→ **Prompt**
Lines containing the string "that" are to be counted. Write only how many there are.

━━━━━ Source material

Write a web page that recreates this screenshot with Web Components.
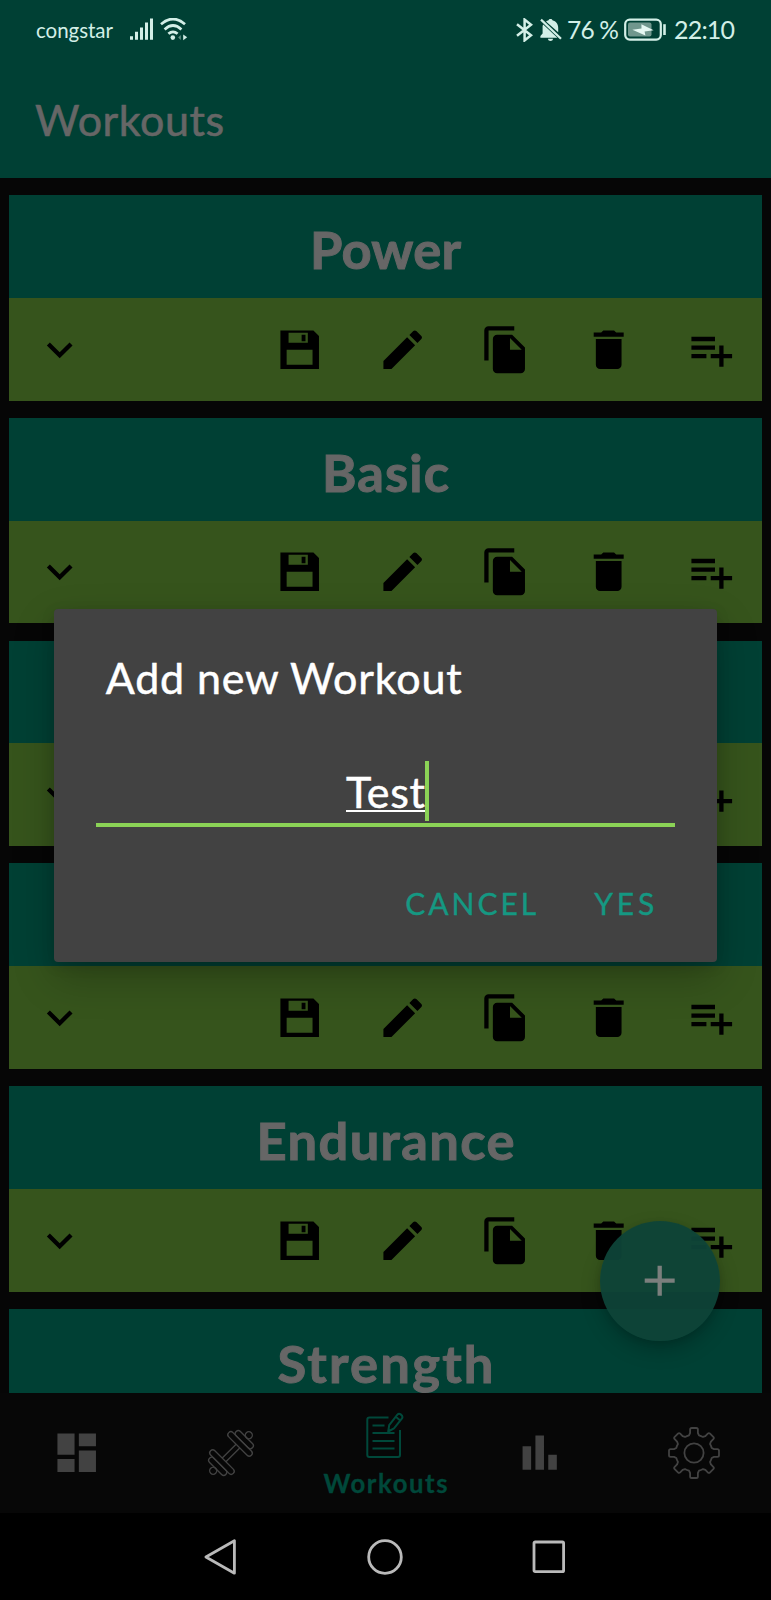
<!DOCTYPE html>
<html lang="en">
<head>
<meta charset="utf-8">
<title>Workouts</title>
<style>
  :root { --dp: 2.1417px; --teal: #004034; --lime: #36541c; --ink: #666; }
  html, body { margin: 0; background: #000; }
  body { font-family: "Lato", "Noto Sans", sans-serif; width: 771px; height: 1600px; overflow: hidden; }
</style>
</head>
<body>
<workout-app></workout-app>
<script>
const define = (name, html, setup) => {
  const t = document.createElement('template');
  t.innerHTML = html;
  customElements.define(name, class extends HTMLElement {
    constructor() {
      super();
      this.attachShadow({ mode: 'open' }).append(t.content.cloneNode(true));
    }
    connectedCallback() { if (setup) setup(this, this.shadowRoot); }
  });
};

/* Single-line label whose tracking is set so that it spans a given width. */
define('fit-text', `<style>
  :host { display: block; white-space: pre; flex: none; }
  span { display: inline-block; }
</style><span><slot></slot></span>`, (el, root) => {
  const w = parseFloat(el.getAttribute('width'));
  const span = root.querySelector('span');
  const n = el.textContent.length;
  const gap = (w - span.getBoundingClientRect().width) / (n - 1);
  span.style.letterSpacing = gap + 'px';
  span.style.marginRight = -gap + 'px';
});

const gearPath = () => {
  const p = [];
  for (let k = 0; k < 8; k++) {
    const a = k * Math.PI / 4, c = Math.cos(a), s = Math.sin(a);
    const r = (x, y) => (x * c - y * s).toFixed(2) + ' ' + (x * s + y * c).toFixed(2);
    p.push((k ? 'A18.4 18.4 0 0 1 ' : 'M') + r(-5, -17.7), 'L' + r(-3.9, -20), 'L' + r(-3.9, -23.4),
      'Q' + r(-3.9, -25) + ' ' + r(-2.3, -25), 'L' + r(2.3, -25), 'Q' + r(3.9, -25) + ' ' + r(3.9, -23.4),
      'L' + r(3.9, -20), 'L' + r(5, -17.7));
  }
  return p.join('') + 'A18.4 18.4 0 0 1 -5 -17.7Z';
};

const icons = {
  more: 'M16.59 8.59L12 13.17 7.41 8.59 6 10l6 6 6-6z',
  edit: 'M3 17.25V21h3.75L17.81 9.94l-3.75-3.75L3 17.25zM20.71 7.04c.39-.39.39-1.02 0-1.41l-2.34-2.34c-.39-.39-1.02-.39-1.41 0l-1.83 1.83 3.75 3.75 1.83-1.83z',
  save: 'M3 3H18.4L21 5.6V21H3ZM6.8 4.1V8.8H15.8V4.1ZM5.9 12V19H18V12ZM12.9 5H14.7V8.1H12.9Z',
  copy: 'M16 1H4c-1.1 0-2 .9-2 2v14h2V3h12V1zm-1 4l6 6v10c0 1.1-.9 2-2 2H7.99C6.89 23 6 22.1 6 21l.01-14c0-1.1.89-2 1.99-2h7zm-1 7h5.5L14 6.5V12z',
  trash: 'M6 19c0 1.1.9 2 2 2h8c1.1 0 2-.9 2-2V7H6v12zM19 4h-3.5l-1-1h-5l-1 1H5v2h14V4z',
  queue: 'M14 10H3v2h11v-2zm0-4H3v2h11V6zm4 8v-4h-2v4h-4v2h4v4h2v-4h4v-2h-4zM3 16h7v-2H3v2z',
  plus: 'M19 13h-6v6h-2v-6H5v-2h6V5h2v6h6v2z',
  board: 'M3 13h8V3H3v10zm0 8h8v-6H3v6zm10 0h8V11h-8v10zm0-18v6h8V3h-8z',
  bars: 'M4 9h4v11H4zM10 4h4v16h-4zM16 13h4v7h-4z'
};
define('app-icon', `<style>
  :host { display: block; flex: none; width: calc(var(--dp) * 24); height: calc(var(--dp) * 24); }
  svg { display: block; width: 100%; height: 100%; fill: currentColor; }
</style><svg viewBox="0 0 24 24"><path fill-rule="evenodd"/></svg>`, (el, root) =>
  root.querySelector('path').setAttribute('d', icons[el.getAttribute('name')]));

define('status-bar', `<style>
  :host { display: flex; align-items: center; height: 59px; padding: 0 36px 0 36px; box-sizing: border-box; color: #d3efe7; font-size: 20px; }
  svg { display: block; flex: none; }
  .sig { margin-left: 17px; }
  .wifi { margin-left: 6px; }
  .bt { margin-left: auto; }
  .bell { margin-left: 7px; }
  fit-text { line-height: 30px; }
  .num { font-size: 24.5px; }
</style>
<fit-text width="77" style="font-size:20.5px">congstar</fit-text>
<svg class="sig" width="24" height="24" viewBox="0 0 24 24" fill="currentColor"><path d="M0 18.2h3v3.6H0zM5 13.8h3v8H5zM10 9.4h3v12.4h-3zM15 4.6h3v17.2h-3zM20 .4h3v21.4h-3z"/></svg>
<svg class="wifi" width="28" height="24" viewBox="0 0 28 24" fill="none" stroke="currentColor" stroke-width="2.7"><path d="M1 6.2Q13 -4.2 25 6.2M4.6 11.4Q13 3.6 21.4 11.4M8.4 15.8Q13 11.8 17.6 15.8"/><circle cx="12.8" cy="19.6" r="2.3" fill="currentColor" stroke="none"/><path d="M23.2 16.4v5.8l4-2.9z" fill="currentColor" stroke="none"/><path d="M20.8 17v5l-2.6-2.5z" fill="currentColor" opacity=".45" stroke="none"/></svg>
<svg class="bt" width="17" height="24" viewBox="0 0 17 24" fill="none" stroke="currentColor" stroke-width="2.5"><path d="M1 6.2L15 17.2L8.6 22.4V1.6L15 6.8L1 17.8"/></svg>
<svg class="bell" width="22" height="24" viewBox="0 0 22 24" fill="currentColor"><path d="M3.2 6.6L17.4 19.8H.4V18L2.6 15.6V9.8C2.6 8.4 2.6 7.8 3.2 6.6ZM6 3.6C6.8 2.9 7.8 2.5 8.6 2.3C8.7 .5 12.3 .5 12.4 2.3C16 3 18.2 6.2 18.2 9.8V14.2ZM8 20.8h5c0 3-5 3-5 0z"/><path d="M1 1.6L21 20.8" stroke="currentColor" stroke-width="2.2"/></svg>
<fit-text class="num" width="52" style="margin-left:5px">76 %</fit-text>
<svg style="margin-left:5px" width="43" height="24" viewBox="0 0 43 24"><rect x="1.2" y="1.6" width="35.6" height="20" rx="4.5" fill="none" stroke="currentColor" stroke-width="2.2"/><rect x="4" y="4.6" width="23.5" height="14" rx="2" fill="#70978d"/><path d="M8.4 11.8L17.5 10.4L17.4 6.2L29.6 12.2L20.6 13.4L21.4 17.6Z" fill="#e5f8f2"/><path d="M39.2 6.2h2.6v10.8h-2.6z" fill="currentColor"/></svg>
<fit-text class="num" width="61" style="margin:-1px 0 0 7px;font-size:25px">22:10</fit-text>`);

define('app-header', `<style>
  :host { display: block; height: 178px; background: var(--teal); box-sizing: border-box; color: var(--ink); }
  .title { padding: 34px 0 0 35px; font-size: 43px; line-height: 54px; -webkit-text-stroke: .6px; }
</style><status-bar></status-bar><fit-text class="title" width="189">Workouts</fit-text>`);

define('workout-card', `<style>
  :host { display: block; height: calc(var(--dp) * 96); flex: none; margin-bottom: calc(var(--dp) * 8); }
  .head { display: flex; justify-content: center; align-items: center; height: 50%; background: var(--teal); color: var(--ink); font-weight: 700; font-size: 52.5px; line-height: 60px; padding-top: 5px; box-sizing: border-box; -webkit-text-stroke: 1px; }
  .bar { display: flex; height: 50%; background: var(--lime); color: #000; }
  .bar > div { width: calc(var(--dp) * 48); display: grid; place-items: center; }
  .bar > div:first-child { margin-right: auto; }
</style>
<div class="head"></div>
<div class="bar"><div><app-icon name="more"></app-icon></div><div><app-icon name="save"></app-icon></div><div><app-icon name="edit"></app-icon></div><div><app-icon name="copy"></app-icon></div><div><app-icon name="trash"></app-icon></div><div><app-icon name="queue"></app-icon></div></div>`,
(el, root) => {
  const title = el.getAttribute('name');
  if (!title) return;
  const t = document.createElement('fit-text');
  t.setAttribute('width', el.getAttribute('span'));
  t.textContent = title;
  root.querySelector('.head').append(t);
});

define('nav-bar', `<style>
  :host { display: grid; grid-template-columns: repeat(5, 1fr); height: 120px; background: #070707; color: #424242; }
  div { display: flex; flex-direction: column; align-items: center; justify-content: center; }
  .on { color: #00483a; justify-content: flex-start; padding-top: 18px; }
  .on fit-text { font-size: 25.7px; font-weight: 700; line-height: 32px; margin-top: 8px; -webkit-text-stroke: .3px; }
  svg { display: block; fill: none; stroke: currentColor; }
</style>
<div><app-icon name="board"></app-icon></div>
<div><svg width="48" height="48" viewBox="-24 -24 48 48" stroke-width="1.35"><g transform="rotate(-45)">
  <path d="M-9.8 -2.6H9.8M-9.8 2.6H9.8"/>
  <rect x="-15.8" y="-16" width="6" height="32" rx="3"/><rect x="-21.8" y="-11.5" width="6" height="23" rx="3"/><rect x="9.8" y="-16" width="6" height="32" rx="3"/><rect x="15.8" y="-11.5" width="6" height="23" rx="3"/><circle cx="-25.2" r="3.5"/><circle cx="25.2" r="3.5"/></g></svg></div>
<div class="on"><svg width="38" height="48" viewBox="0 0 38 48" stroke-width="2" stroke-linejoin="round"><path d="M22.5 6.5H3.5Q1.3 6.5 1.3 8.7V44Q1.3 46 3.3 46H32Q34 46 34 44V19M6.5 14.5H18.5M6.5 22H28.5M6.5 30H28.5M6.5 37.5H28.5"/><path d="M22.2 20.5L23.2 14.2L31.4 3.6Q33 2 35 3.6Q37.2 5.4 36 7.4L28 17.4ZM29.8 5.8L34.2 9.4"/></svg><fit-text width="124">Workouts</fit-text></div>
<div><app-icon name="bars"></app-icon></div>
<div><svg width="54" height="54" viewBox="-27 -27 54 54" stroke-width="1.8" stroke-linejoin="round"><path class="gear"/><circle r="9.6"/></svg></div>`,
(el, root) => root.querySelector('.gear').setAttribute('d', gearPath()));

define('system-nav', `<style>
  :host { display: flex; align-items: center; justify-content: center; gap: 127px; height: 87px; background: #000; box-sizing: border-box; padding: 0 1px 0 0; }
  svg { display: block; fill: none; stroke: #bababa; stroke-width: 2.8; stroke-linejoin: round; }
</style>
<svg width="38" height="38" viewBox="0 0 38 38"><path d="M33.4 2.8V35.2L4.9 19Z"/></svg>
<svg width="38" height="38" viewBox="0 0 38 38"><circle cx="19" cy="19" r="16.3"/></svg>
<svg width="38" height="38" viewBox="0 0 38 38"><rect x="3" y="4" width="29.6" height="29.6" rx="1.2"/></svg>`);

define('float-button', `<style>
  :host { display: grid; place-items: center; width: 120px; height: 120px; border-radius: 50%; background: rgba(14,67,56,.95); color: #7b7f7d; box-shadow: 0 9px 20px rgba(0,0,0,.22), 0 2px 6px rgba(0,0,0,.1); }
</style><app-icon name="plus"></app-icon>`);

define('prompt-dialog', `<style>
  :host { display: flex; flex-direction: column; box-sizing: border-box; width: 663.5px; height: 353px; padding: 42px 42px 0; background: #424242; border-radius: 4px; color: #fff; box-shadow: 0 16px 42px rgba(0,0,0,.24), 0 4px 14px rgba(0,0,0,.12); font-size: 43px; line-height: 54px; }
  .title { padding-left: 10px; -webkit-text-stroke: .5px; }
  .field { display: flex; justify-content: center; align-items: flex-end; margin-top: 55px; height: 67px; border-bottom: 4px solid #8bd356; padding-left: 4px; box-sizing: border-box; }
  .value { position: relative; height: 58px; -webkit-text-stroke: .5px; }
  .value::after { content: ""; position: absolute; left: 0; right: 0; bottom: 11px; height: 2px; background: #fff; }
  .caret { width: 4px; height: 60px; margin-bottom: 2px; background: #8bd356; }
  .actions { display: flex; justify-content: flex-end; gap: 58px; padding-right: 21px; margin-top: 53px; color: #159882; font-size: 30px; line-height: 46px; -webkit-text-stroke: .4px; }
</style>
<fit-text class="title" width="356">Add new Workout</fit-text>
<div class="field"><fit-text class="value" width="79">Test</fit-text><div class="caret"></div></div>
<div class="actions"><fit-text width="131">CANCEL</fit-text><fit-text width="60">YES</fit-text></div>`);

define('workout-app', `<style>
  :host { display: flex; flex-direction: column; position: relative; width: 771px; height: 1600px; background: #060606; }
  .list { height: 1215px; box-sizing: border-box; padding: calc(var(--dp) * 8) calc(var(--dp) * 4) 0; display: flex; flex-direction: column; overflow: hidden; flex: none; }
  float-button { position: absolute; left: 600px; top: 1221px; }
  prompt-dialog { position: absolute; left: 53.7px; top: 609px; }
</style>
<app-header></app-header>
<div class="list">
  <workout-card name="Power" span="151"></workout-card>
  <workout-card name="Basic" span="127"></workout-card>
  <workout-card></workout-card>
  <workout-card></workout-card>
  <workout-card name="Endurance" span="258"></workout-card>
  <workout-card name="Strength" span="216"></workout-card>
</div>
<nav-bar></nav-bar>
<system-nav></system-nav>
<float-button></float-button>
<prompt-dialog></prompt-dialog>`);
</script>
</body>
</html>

━━━━━━━━━━

→ **Written solution**
2